ISLAMABAD: During Prime Minister Shehbaz Sharif’s current visit to Saudi Arabia, Pakistan has decided to seek an additional $3.2 billion package from the Saudis to increase the total facility to $7.4 billion from the current $4.2 billion, to avoid further depletion of foreign currency reserves.
During the visit of Prime Minister Shehbaz Sharif, we will recommend that the Kingdom of Saudi Arabia boost the deposit from $3 billion to $5 billion and double the Saudi Oil Facility (SOF) from $1.2 billion to $2.4 billion, bringing the whole package to $7.4 billion.
Pakistan will also ask the Kingdom of Saudi Arabia to extend the existing $4.2 billion package for another year, until June 2023, to align it with the IMF program, as Islamabad has already asked the Fund to extend the existing Extended Fund Facility (EFF) for nine months, until June 2023, while also increasing the program’s size from $6 billion to $8 billion.
During the previous PTI-led regime, Saudi Arabia had previously handed the State Bank of Pakistan $3 billion in deposits and a $1.2 billion oil facility on delayed payment.

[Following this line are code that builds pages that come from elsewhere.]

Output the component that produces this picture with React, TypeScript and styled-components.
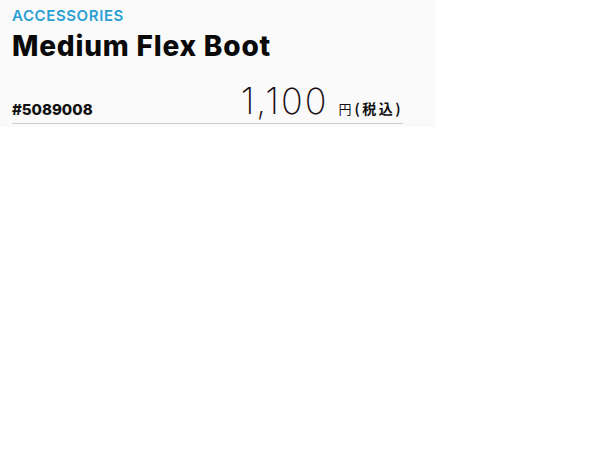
import { createGlobalStyle, styled } from "styled-components";

const Global = createGlobalStyle`
    body {
        margin: 0;
        background: #fff;
        font-family: "Inter", "Noto Sans CJK JP", sans-serif;
    }
`;

export default function App() {
    return (
        <>
            <Global />
            <Card>
                <Category>ACCESSORIES</Category>
                <Name>Medium Flex Boot</Name>
                <Footer>
                    <Code>#5089008</Code>
                    <Price>
                        <PriceNum>1,100</PriceNum>
                        <Yen>円</Yen>
                        <Tax>(税込)</Tax>
                    </Price>
                </Footer>
            </Card>
        </>
    );
}

const Card = styled.div`
    width: 436px;
    height: 127px;
    box-sizing: border-box;
    padding: 7px 33px 0 12px;
    background: #fafafa;
`;

const Category = styled.div`
    color: #2a9fd3;
    font-weight: 600;
    font-size: 15px;
    letter-spacing: 0.6px;
    line-height: 17px;
`;

const Name = styled.h1`
    margin: 7px 0 0;
    font-weight: 800;
    font-size: 28px;
    letter-spacing: 0.8px;
    line-height: 30px;
    color: #0a0a0a;
`;

const Footer = styled.div`
    display: flex;
    align-items: flex-end;
    justify-content: space-between;
    margin-top: 23px;
    padding-bottom: 5px;
    border-bottom: 1px solid #cfcfcf;
`;

const Code = styled.span`
    font-weight: 800;
    font-size: 15px;
    line-height: 16px;
    color: #111;
`;

const Price = styled.div`
    display: flex;
    align-items: baseline;
`;

const PriceNum = styled.span`
    font-weight: 200;
    font-size: 36px;
    letter-spacing: 2px;
    line-height: 34px;
    color: #1a0f14;
    margin-right: 10px;
`;

const Yen = styled.span`
    font-family: "Noto Sans CJK JP", sans-serif;
    font-size: 13px;
    color: #111;
`;

const Tax = styled.span`
    font-family: "Noto Sans CJK JP", sans-serif;
    font-size: 14px;
    font-weight: 700;
    letter-spacing: 2.5px;
    color: #111;
    margin-left: 3px;
`;
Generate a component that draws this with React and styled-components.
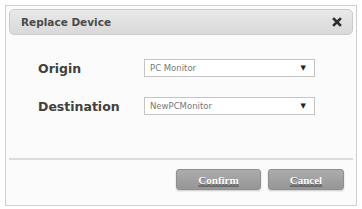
import React from 'react';
import styled, {createGlobalStyle} from 'styled-components';

const GlobalStyle = createGlobalStyle`
  html, body {
    margin: 0;
    background: #ffffff;
  }
`;

const Dialog = styled.div`
  box-sizing: border-box;
  margin: 5px 0 0 5px;
  width: 352px;
  height: 201px;
  padding: 3px;
  border: 1px solid #cfcfcf;
  background: #fbfbfb;
  display: flex;
  flex-direction: column;
  font-family: "DejaVu Sans", "Open Sans", sans-serif;
`;

const Header = styled.div`
  box-sizing: border-box;
  height: 26px;
  padding: 0 8px 0 11px;
  border: 1px solid #cccccc;
  border-radius: 5px;
  background: linear-gradient(#e9e9e9, #d9d9d9);
  display: flex;
  align-items: center;
  justify-content: space-between;
`;

const Title = styled.span`
  font-size: 10.5px;
  font-weight: bold;
  color: #4a4a4a;
`;

const CloseButton = styled.button`
  width: 14px;
  height: 14px;
  padding: 0;
  border: none;
  background: transparent;
  display: flex;
  align-items: center;
  justify-content: center;
`;

const Body = styled.div`
  flex: 1;
  padding: 24px 0 0 29px;
  display: grid;
  grid-template-columns: 106px 171px;
  grid-auto-rows: 18px;
  row-gap: 20px;
  align-items: center;
`;

const Label = styled.span`
  font-size: 12.5px;
  font-weight: bold;
  color: #404040;
`;

const Select = styled.div`
  box-sizing: border-box;
  height: 18px;
  padding: 0 8px 0 5px;
  border: 1px solid #c4c4c4;
  background: #ffffff;
  display: flex;
  align-items: center;
  justify-content: space-between;
  font-size: 8.5px;
  color: #777777;
`;

const Arrow = styled.span`
  font-size: 7px;
  color: #222;
`;

const Footer = styled.div`
  border-top: 2px solid #dcdcdc;
  padding: 9px 9px 12px 0;
  display: flex;
  justify-content: flex-end;
  gap: 7px;
`;

const Button = styled.button`
  box-sizing: border-box;
  width: ${p => p.$width}px;
  height: 21px;
  border: 1px solid #8f8f8f;
  border-radius: 3px;
  background: linear-gradient(#acacac, #969696);
  box-shadow: 0 1px 2px rgba(0, 0, 0, 0.2);
  color: #ffffff;
  font-family: "Liberation Serif", serif;
  font-weight: bold;
  font-size: 11px;
  text-shadow: 0 1px 0 #666;
  text-decoration: underline;
  text-decoration-color: #777;
`;

const rows = [
  {label: 'Origin', value: 'PC Monitor'},
  {label: 'Destination', value: 'NewPCMonitor'},
];

export default function App() {
  return (
    <>
      <GlobalStyle />
      <Dialog>
        <Header>
          <Title>Replace Device</Title>
          <CloseButton>
            <svg width="10" height="10" viewBox="0 0 10 10">
              <path d="M2 2 L8 8 M8 2 L2 8" stroke="#2e2e2e" strokeWidth="2.6" strokeLinecap="square" />
            </svg>
          </CloseButton>
        </Header>
        <Body>
          {rows.map(r => (
            <React.Fragment key={r.label}>
              <Label>{r.label}</Label>
              <Select>
                <span>{r.value}</span>
                <Arrow>▼</Arrow>
              </Select>
            </React.Fragment>
          ))}
        </Body>
        <Footer>
          <Button $width={85}>Confirm</Button>
          <Button $width={76}>Cancel</Button>
        </Footer>
      </Dialog>
    </>
  );
}
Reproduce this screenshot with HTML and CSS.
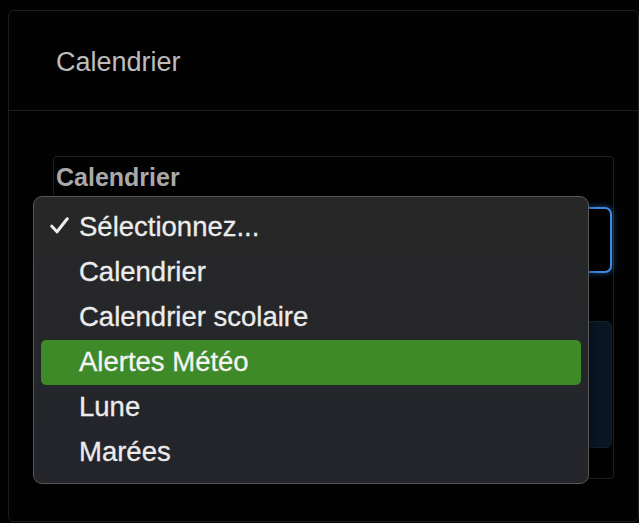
FILE: index.html
```html
<!DOCTYPE html>
<html lang="fr">
<head>
<meta charset="utf-8">
<title>Calendrier</title>
<link rel="stylesheet" href="styles.css">
</head>
<body>
<div class="card">
  <div class="card-header">Calendrier</div>
  <div class="card-body">
    <div class="field-box">
      <div class="field-label">Calendrier</div>
      <div class="select"></div>
      <div class="panel"></div>
    </div>
  </div>
  <div class="menu">
    <div class="item checked">
      <svg class="check" viewBox="0 0 19 17" width="19" height="17"><path d="M1.8 9.2 L7 14.8 L17.2 1.8" fill="none" stroke="#ececec" stroke-width="3" stroke-linecap="round" stroke-linejoin="round"/></svg>
      Sélectionnez...
    </div>
    <div class="item">Calendrier</div>
    <div class="item">Calendrier scolaire</div>
    <div class="item active">Alertes Météo</div>
    <div class="item">Lune</div>
    <div class="item">Marées</div>
  </div>
</div>
</body>
</html>
```
FILE: styles.css
```css
html, body {
  margin: 0;
  padding: 0;
  background: #020203;
  font-family: "Liberation Sans", Arial, sans-serif;
}
body {
  width: 639px;
  height: 523px;
  overflow: hidden;
}
.card {
  position: relative;
  box-sizing: border-box;
  margin: 10px 0 0 8px;
  width: 631px;
  height: 512px;
  border: 1px solid #1d1d21;
  border-radius: 6px;
  background: #020203;
}
.card-header {
  box-sizing: border-box;
  height: 100px;
  border-bottom: 1px solid #1d1d21;
  padding-left: 47px;
  display: flex;
  align-items: center;
  padding-top: 3px;
  font-size: 27px;
  color: #bdbdbd;
}
.card-body {
  padding: 45px 0 0 44px;
}
.field-box {
  box-sizing: border-box;
  width: 561px;
  height: 323px;
  border: 1px solid #1f1f23;
  border-radius: 4px;
  padding: 6px 1px 0 2px;
  display: flex;
  flex-direction: column;
}
.field-label {
  font-size: 25px;
  font-weight: bold;
  line-height: 29px;
  color: #a9a9a9;
}
.select {
  box-sizing: border-box;
  margin-top: 15px;
  height: 66px;
  border: 2px solid #3c8ce2;
  border-radius: 7px;
  background: #010102;
  box-shadow: 0 0 6px rgba(60, 140, 226, 0.55);
}
.panel {
  box-sizing: border-box;
  margin-top: 48px;
  height: 127px;
  border: 1px solid #0f2133;
  border-radius: 6px;
  background: #0a1623;
}
.menu {
  position: absolute;
  left: 24px;
  top: 185px;
  box-sizing: border-box;
  width: 556px;
  height: 288px;
  padding: 8px 7px;
  border: 1px solid #575757;
  border-radius: 9px;
  background: linear-gradient(180deg, #272727 0%, #25262a 60%, #23252b 100%);
  box-shadow: 0 4px 14px rgba(0, 0, 0, 0.5);
}
.item {
  position: relative;
  height: 45px;
  line-height: 43px;
  padding-left: 38px;
  border-radius: 5px;
  font-size: 27.5px;
  color: #ececec;
  -webkit-text-stroke: 0.3px #ececec;
  white-space: nowrap;
}
.item.active {
  background: #3f8a28;
  color: #f4f4f4;
  -webkit-text-stroke: 0.3px #f4f4f4;
}
.check {
  position: absolute;
  left: 9px;
  top: 12px;
}
```
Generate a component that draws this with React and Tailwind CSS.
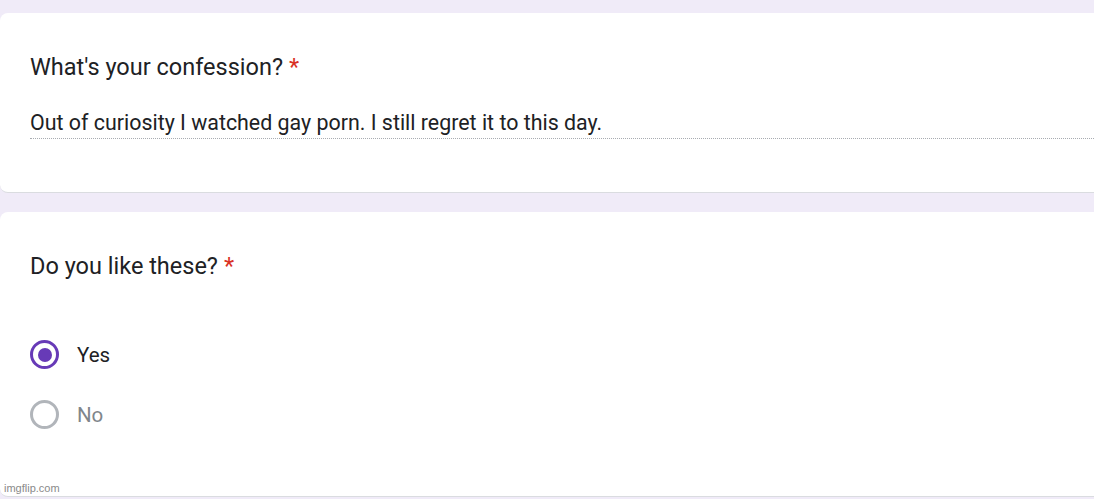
export default function App() {
    return (
        <div
            className="flex h-[499px] w-[1094px] flex-col overflow-hidden bg-[#f0ebf8] pt-[13px]"
            style={{ fontFamily: "Roboto, 'Liberation Sans', sans-serif" }}
        >
            {/* Question 1 */}
            <div className="h-[180px] shrink-0 rounded-l-lg border-b border-[#dadce0] bg-white pl-[30px] pt-[40px]">
                <div className="flex items-baseline text-[23.5px] leading-[28px] text-[#202124]">
                    <span>What's your confession?</span>
                    <span className="ml-[6px] text-[#d93025]">*</span>
                </div>
                <div className="mt-[30px] border-b border-dotted border-[#a8acb1] pb-[3px] text-[21.4px] leading-[24px] text-[#202124]">
                    Out of curiosity I watched gay porn. I still regret it to this day.
                </div>
            </div>

            {/* Question 2 */}
            <div className="relative mt-[19px] h-[285px] shrink-0 rounded-l-lg border-b border-[#dadce0] bg-white pl-[30px] pt-[40px]">
                <div className="flex items-baseline text-[23.5px] leading-[28px] text-[#202124]">
                    <span>Do you like these?</span>
                    <span className="ml-[6px] text-[#d93025]">*</span>
                </div>
                <div className="mt-[60px] flex flex-col gap-[31px]">
                    <div className="flex items-center">
                        <span className="flex h-[29px] w-[29px] items-center justify-center rounded-full border-[3px] border-[#673ab7]">
                            <span className="h-[14px] w-[14px] rounded-full bg-[#673ab7]" />
                        </span>
                        <span className="ml-[18px] text-[20.5px] leading-[26px] text-[#202124]">Yes</span>
                    </div>
                    <div className="flex items-center">
                        <span className="h-[29px] w-[29px] rounded-full border-[3px] border-[#b1b5ba]" />
                        <span className="ml-[18px] text-[20.5px] leading-[26px] text-[#80868b]">No</span>
                    </div>
                </div>
                <span
                    className="absolute bottom-[1px] left-[4px] text-[11px] leading-[14px] text-[#8a8a8a]"
                    style={{ fontFamily: "'Liberation Sans', Arial, sans-serif" }}
                >
                    imgflip.com
                </span>
            </div>
        </div>
    );
}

The deposits were made in December 2021, and the Saudi Oil Facility (SOF) began in March 2022, with a total of $100 million released thus far.
Saudi Arabia has attached stringent conditions to the last $4.2 billion contributions, which were related to the IMF program.
Pakistan and the IMF had already started crunching numbers by sharing data, and the IMF review mission was slated to begin discussions in mid-May 2022 to complete the pending Seventh Review and disburse the next tranche of $960 million.